Courtney Crone has been on wheels since she was just a few years old. Her father had been a competitive driver, but success in motorsports is highly correlated with money. When his funds ran low, he started maintaining vintage cars for a living. Eventually, he passed the bug to his only child, a daughter, which allowed him to poke at the traditional expectations for such passions’ heirs.

“He likes to joke,” Crone recalls, “and say I was this little boy and he put me on a motorcycle and it all took off from there.”

Now 24, Crone belongs to a class of young women drivers at the elite tier of a steep hierarchy. Beginning this year she will compete in F1 Academy, a female-only racing series founded by Formula 1 in 2023 with an eye toward preparing its drivers to aim higher still—ideally, all the way up to F1 itself, long an all-male competition.

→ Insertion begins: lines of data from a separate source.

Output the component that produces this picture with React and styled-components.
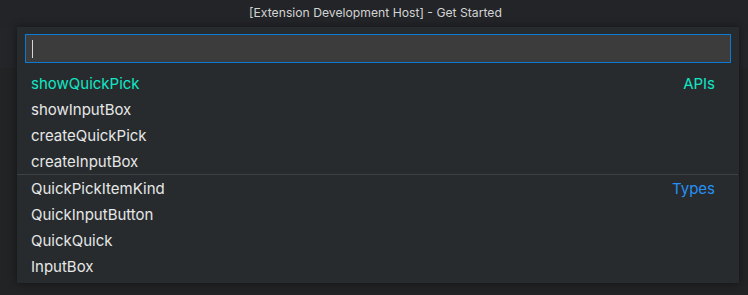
import React from "react";
import styled, { createGlobalStyle } from "styled-components";

const GlobalStyle = createGlobalStyle`
  html, body {
    margin: 0;
    padding: 0;
    background: #222427;
  }
  body {
    font-family: Inter, "Noto Sans", "Liberation Sans", sans-serif;
    -webkit-font-smoothing: antialiased;
  }
`;

const groups = [
  {
    label: "APIs",
    labelColor: "#12e6c6",
    items: ["showQuickPick", "showInputBox", "createQuickPick", "createInputBox"],
  },
  {
    label: "Types",
    labelColor: "#2690f5",
    items: ["QuickPickItemKind", "QuickInputButton", "QuickQuick", "InputBox"],
  },
];

export default function App() {
  return (
    <>
      <GlobalStyle />
      <Window>
        <TitleBar>[Extension Development Host] - Get Started</TitleBar>
        <Workbench>
          <QuickPick>
            <InputWrap>
              <Input>
                <Caret />
              </Input>
            </InputWrap>
            <List>
              {groups.map((group, gi) => (
                <Group key={group.label} $separated={gi > 0}>
                  {group.items.map((item, i) => (
                    <Row key={item}>
                      <Label $active={gi === 0 && i === 0}>{item}</Label>
                      {i === 0 && (
                        <GroupLabel $color={group.labelColor}>
                          {group.label}
                        </GroupLabel>
                      )}
                    </Row>
                  ))}
                </Group>
              ))}
            </List>
          </QuickPick>
        </Workbench>
      </Window>
    </>
  );
}

const Window = styled.div`
  width: 748px;
  height: 295px;
  display: flex;
  flex-direction: column;
  background: #222427;
  overflow: hidden;
`;

const TitleBar = styled.div`
  height: 27px;
  flex-shrink: 0;
  display: flex;
  align-items: center;
  justify-content: center;
  padding: 0 0 2px 3px;
  box-sizing: border-box;
  color: #d2d3d4;
  font-size: 12.2px;
`;

const Workbench = styled.div`
  flex: 1;
  padding-left: 17px;
  background: linear-gradient(#232528 0 41px, #212325 41px);
`;

const QuickPick = styled.div`
  width: 722px;
  background: #272b2d;
  box-shadow: 0 0 8px rgba(0, 0, 0, 0.45);
  padding-bottom: 4px;
`;

const InputWrap = styled.div`
  padding: 7px 8px 7px 8px;
`;

const Input = styled.div`
  height: 29px;
  box-sizing: border-box;
  border: 1px solid #0c7bd6;
  background: #3c3c3c;
  display: flex;
  align-items: center;
  padding-left: 6px;
`;

const Caret = styled.span`
  width: 1px;
  height: 18px;
  background: #d6d6d6;
`;

const List = styled.div`
  display: flex;
  flex-direction: column;
`;

const Group = styled.div`
  border-top: ${(p) => (p.$separated ? "1px solid #3d4143" : "none")};
  margin-right: 1px;
`;

const Row = styled.div`
  height: 26px;
  display: flex;
  align-items: center;
  justify-content: space-between;
  padding: 0 23px 0 14px;
`;

const Label = styled.span`
  font-size: 15px;
  color: ${(p) => (p.$active ? "#12e6c6" : "#e6e7e7")};
`;

const GroupLabel = styled.span`
  font-size: 15px;
  color: ${(p) => p.$color};
`;
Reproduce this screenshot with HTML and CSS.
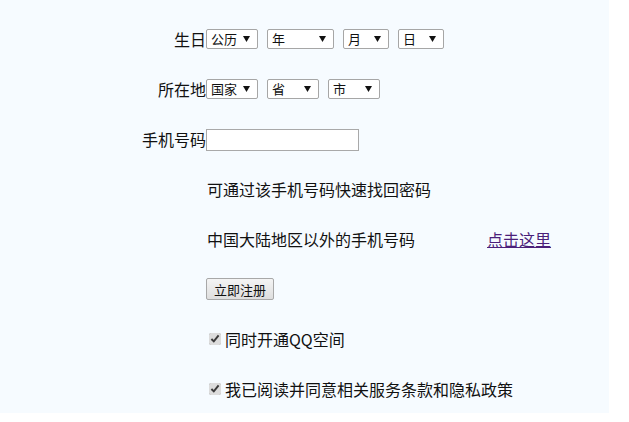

Chambers prepares to get behind the wheel.

PAULINE BALLET.

Racing at these levels is intensely niche and intrinsically neurotic. Crone fits a recognizable pattern: bred nearly from birth and, by her own account, engaged in a lifelong mental tactical battle against herself. When we spoke she was at the Thermal Club near Palm Springs, California, a country club with a racetrack where she coaches. “Every driver’s individual in what makes them tick,” she says, including, in some instances, “just pure chaos, angry behind the wheel.”

That struggle makes for great reality TV, as it turns out. The Netflix docuseries Formula 1: Drive to Survive, which premiered in 2019, put a Real Housewives sheen on the sport’s psychological aspects, ratcheting up its anxieties and rivalries. The show made F1, in all its European trappings, a genuine pop culture phenomenon in America, with new races in Las Vegas and Miami, and created a fresh global fan base primed to understand athletes as celebrities above all else.